Filter the entries and keep only the lines where the string "this" appears.

Records with interface code

:::::

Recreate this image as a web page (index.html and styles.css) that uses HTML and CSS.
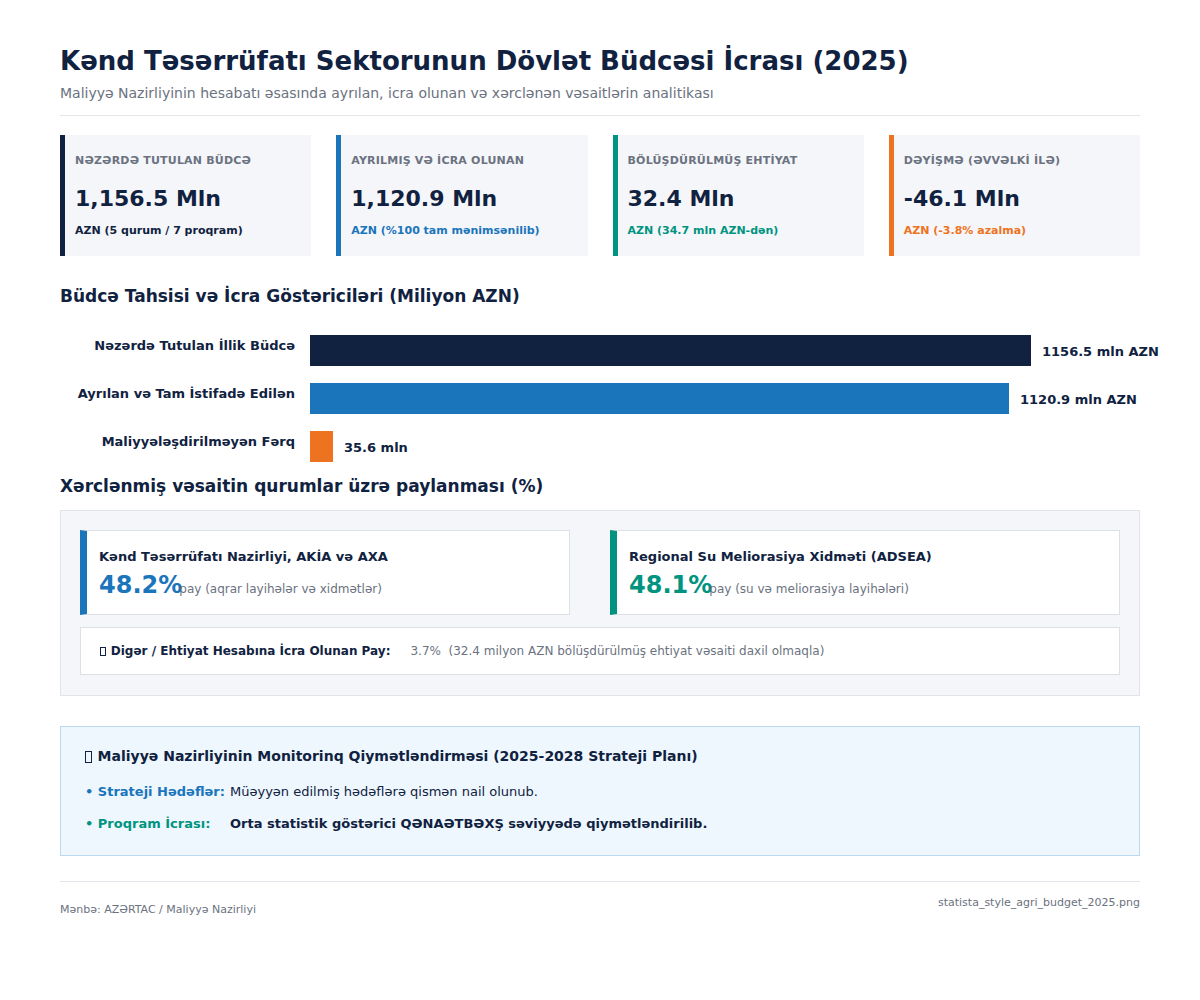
FILE: index.html
```html
<!DOCTYPE html>
<html lang="az">
<head>
<meta charset="utf-8">
<title>Kənd Təsərrüfatı Sektorunun Dövlət Büdcəsi İcrası (2025)</title>
<link rel="stylesheet" href="styles.css">
</head>
<body>
<div class="page">
  <header class="head">
    <h1 class="title">Kənd Təsərrüfatı Sektorunun Dövlət Büdcəsi İcrası (2025)</h1>
    <p class="subtitle">Maliyyə Nazirliyinin hesabatı əsasında ayrılan, icra olunan və xərclənən vəsaitlərin analitikası</p>
  </header>

  <section class="kpis">
    <div class="kpi kpi-navy">
      <div class="kpi-label">Nəzərdə tutulan büdcə</div>
      <div class="kpi-value">1,156.5 Mln</div>
      <div class="kpi-sub">AZN (5 qurum / 7 proqram)</div>
    </div>
    <div class="kpi kpi-blue">
      <div class="kpi-label">Ayrılmış və İcra Olunan</div>
      <div class="kpi-value">1,120.9 Mln</div>
      <div class="kpi-sub">AZN (%100 tam mənimsənilib)</div>
    </div>
    <div class="kpi kpi-teal">
      <div class="kpi-label">Bölüşdürülmüş ehtiyat</div>
      <div class="kpi-value">32.4 Mln</div>
      <div class="kpi-sub">AZN (34.7 mln AZN-dən)</div>
    </div>
    <div class="kpi kpi-orange">
      <div class="kpi-label">Dəyişmə (əvvəlki ilə)</div>
      <div class="kpi-value">-46.1 Mln</div>
      <div class="kpi-sub">AZN (-3.8% azalma)</div>
    </div>
  </section>

  <h2 class="section-title sec-bars">Büdcə Tahsisi və İcra Göstəriciləri (Miliyon AZN)</h2>

  <section class="bars">
    <div class="bar-row">
      <div class="bar-label">Nəzərdə Tutulan İllik Büdcə</div>
      <div class="bar-track">
        <div class="bar bar-navy" style="width: 721px"></div>
        <span class="bar-value">1156.5 mln AZN</span>
      </div>
    </div>
    <div class="bar-row">
      <div class="bar-label">Ayrılan və Tam İstifadə Edilən</div>
      <div class="bar-track">
        <div class="bar bar-blue" style="width: 699px"></div>
        <span class="bar-value">1120.9 mln AZN</span>
      </div>
    </div>
    <div class="bar-row">
      <div class="bar-label">Maliyyələşdirilməyən Fərq</div>
      <div class="bar-track">
        <div class="bar bar-orange" style="width: 23px"></div>
        <span class="bar-value">35.6 mln</span>
      </div>
    </div>
  </section>

  <h2 class="section-title sec-share">Xərclənmiş vəsaitin qurumlar üzrə paylanması (%)</h2>

  <section class="panel">
    <div class="shares">
      <div class="share share-blue">
        <div class="share-title">Kənd Təsərrüfatı Nazirliyi, AKİA və AXA</div>
        <div class="share-line"><span class="share-pct">48.2%</span><span class="share-note">pay (aqrar layihələr və xidmətlər)</span></div>
      </div>
      <div class="share share-teal">
        <div class="share-title">Regional Su Meliorasiya Xidməti (ADSEA)</div>
        <div class="share-line"><span class="share-pct">48.1%</span><span class="share-note">pay (su və meliorasiya layihələri)</span></div>
      </div>
    </div>
    <div class="other">
      <span class="other-label"><span class="tofu" aria-hidden="true"></span>Digər / Ehtiyat Hesabına İcra Olunan Pay:</span>
      <span class="other-value">3.7%&nbsp; (32.4 milyon AZN bölüşdürülmüş ehtiyat vəsaiti daxil olmaqla)</span>
    </div>
  </section>

  <section class="monitor">
    <h3 class="monitor-title"><span class="tofu" aria-hidden="true"></span>Maliyyə Nazirliyinin Monitorinq Qiymətləndirməsi (2025-2028 Strateji Planı)</h3>
    <div class="monitor-row">
      <span class="m-key m-blue">• Strateji Hədəflər:</span>
      <span class="m-text">Müəyyən edilmiş hədəflərə qismən nail olunub.</span>
    </div>
    <div class="monitor-row">
      <span class="m-key m-teal">• Proqram İcrası:</span>
      <span class="m-text m-strong">Orta statistik göstərici QƏNAƏTBƏXŞ səviyyədə qiymətləndirilib.</span>
    </div>
  </section>

  <footer class="foot">
    <span class="foot-src">Mənbə: AZƏRTAC / Maliyyə Nazirliyi</span>
    <span class="foot-file">statista_style_agri_budget_2025.png</span>
  </footer>
</div>
</body>
</html>
```

FILE: styles.css
```css
* { box-sizing: border-box; }
html, body { margin: 0; padding: 0; background: #ffffff; }
body {
  font-family: "DejaVu Sans", "Noto Sans", sans-serif;
  color: #10223f;
}
.page {
  width: 1200px;
  padding: 44px 60px 40px;
}
.head {
  border-bottom: 1px solid #e3e6ea;
  padding-bottom: 13px;
}
.title {
  margin: 0;
  font-size: 26px;
  line-height: 34px;
  font-weight: bold;
  color: #10223f;
}
.subtitle {
  margin: 6px 0 0;
  font-size: 14px;
  line-height: 18px;
  color: #6b7280;
}

.kpis {
  margin-top: 19px;
  display: grid;
  grid-template-columns: repeat(4, 1fr);
  gap: 25px;
}
.kpi {
  background: #f5f6fa;
  border-left: 5px solid #10223f;
  padding: 19px 10px 18px 10px;
  height: 121px;
}
.kpi-label {
  font-size: 11px;
  line-height: 14px;
  font-weight: bold;
  text-transform: uppercase;
  color: #6b7280;
  letter-spacing: 0.2px;
}
.kpi-value {
  margin-top: 17px;
  font-size: 22px;
  line-height: 28px;
  font-weight: bold;
  color: #10223f;
}
.kpi-sub {
  margin-top: 11px;
  font-size: 11px;
  line-height: 14px;
  font-weight: bold;
}
.kpi-navy { border-left-color: #10223f; }
.kpi-navy .kpi-sub { color: #10223f; }
.kpi-blue { border-left-color: #1b75bb; }
.kpi-blue .kpi-sub { color: #1b75bb; }
.kpi-teal { border-left-color: #009480; }
.kpi-teal .kpi-sub { color: #009480; }
.kpi-orange { border-left-color: #ee7320; }
.kpi-orange .kpi-sub { color: #ee7320; }

.section-title {
  margin: 0;
  font-size: 17px;
  line-height: 20px;
  font-weight: bold;
  color: #10223f;
}
.sec-bars { margin-top: 30px; }
.sec-share { margin-top: 14px; }

.bars {
  margin-top: 29px;
  display: flex;
  flex-direction: column;
  gap: 17px;
}
.bar-row {
  display: grid;
  grid-template-columns: 235px 1fr;
  column-gap: 15px;
  align-items: start;
}
.bar-label {
  text-align: right;
  font-size: 13px;
  line-height: 16px;
  font-weight: bold;
  color: #10223f;
  margin-top: 3px;
}
.bar-track {
  display: flex;
  align-items: center;
  height: 31px;
}
.bar {
  height: 31px;
  flex: none;
}
.bar-navy { background: #10223f; }
.bar-blue { background: #1b75bb; }
.bar-orange { background: #ee7320; }
.bar-value {
  margin-left: 11px;
  font-size: 13px;
  font-weight: bold;
  color: #10223f;
  white-space: nowrap;
  padding-top: 1px;
}

.panel {
  margin-top: 14px;
  background: #f5f6fa;
  border: 1px solid #e0e3e8;
  padding: 19px 19px 20px;
}
.shares {
  display: grid;
  grid-template-columns: 490px 1fr;
  gap: 40px;
}
.share {
  background: #ffffff;
  border: 1px solid #dde1e6;
  border-left: 7px solid #1b75bb;
  height: 85px;
  padding: 18px 12px 0 12px;
}
.share-blue { border-left-color: #1b75bb; }
.share-teal { border-left-color: #009480; }
.share-title {
  font-size: 13px;
  line-height: 16px;
  font-weight: bold;
  color: #10223f;
}
.share-line {
  margin-top: 6px;
  display: flex;
  align-items: baseline;
}
.share-pct {
  font-size: 24px;
  line-height: 28px;
  font-weight: bold;
}
.share-blue .share-pct { color: #1b75bb; }
.share-teal .share-pct { color: #009480; }
.share-note {
  font-size: 12px;
  color: #6b7280;
  margin-left: -3px;
}
.other {
  margin-top: 12px;
  background: #ffffff;
  border: 1px solid #dde1e6;
  height: 48px;
  padding: 0 19px;
  display: flex;
  align-items: center;
  font-size: 12px;
}
.other-label {
  font-weight: bold;
  color: #10223f;
}
.other-value {
  margin-left: 20px;
  color: #6b7280;
}
.tofu {
  display: inline-block;
  width: 0.5em;
  height: 0.82em;
  border: 1px solid currentColor;
  margin-right: 0.4em;
  vertical-align: -0.12em;
}

.monitor {
  margin-top: 30px;
  background: #eff7fe;
  border: 1px solid #bcd9f2;
  height: 130px;
  padding: 19px 24px 0;
}
.monitor-title {
  margin: 0;
  font-size: 14px;
  line-height: 20px;
  font-weight: bold;
  color: #10223f;
}
.monitor-row {
  display: flex;
  align-items: baseline;
  font-size: 13px;
  line-height: 18px;
  margin-top: 17px;
}
.monitor-row + .monitor-row { margin-top: 14px; }
.m-key {
  font-weight: bold;
  width: 145px;
  flex: none;
}
.m-blue { color: #1b75bb; }
.m-teal { color: #009480; }
.m-text { color: #10223f; }
.m-strong { font-weight: bold; }

.foot {
  margin-top: 25px;
  border-top: 1px solid #e3e6ea;
  padding-top: 14px;
  display: flex;
  justify-content: space-between;
  align-items: flex-start;
  font-size: 11px;
  line-height: 14px;
  color: #6b7280;
}
.foot-src { margin-top: 7px; }
```
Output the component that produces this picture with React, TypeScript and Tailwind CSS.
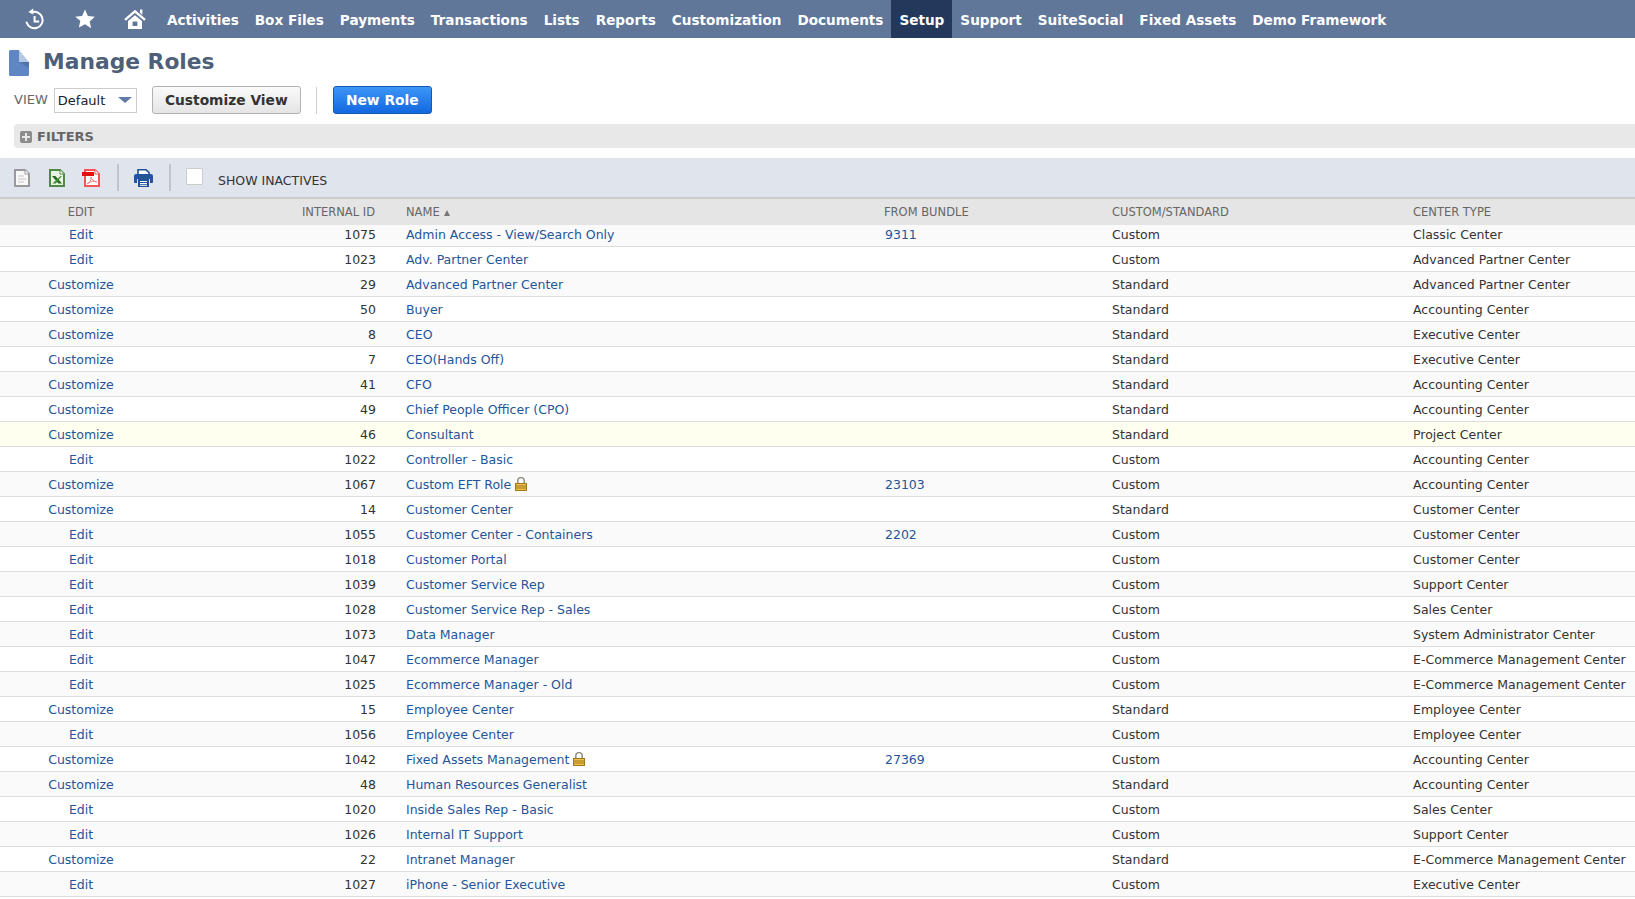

:::::

Task solution:
Recreate this image as a web page (index.html and styles.css) that uses HTML and CSS.
Output the component that produces this picture with React, TypeScript and Tailwind CSS.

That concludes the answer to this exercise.